I fully expect that the FCC will think that this acquisition
does not negatively affect the level of competition for phone service and may,
as they have done many times in the past (for example, http://www.fcc.gov/Bureaus/Common_Carrier/News_Releases/1997/nrcc7059.html)
claim that it will "facilitate competition."
For once I might agree with the FCC, at least on part of
this conclusion. I agree that the
acquisition will not harm competition for local phone service between the
Regional Bell Operating Companies because there is no such competition
today. In spite of promises
made at the time of the AT&T breakup, none of the Regional Bells seriously
tried to invade the geographic territory of any of the others.

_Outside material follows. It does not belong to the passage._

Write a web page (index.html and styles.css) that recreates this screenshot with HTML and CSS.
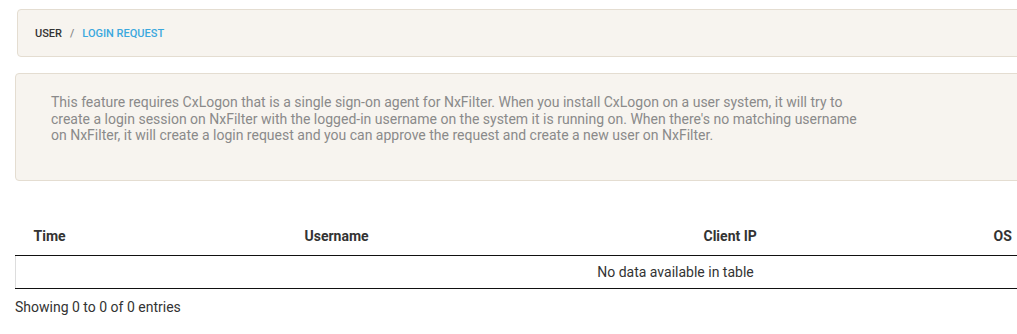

They could all
merge again into one company and it would not diminish the non-competition in
this area.
There has been competition in other areas, specifically long
distance and wireless but neither of those will be impacted all that much by
this deal since the new combined company picks up only one player in each
category. There has been some
competition for the enterprise market that might be slightly reduced by this
acquisition.
The mantra from the FCC over the last few years has been
that the real competition will come from alternate technologies. For example, the FCC assumes that cable
TV-based voice service will compete with the traditional line-based phone
service from the Regional Bells, or that the Regional Bells could offer
cable-TV like video services to compete with the cable TV companies. This proposed acquisition gives the FCC
another chance to spout that mantra.
Should you care about AT&T buying BellSouth? I do not know. Obviously the gargantuan
new company as well as the gargantuan Verizon / Quest combination and
gargantuan merged cable TV companies that may follow are not going to make it
easier for the voice of the users to be heard in Washington. The bigger these companies are the more
reluctant Washington will be to let them fail and the companies will use that
reluctance to their advantage.
Many of us have high hopes for the Internet as a competitive
force for both voice and video, along with data, but unless there are strong
regulations requiring network neutrality, the Internet, at least for home use,
will just be a captive pipe owned by a telco or cable TV company and will not
be a competitive factor. (See Father knows best about net neutrality
http://www.networkworld.com/columnists/2006/022006bradner.html) I see no reason to think that
cable TV companies and telco carriers, both of which have an incentive to try
to extort money from content providers, will try to compete on a basis of the
openness of their networks.
Municipal and wireless ISPs may change the picture but not
soon. For the next decade at least
I expect we will have to rely on regulation or the kind hearts of the carriers.
disclaimer: I'm
not sure that even the Harvard med school could find a kind heart in a carrier
but I did not ask them for an opinion so the above is mine.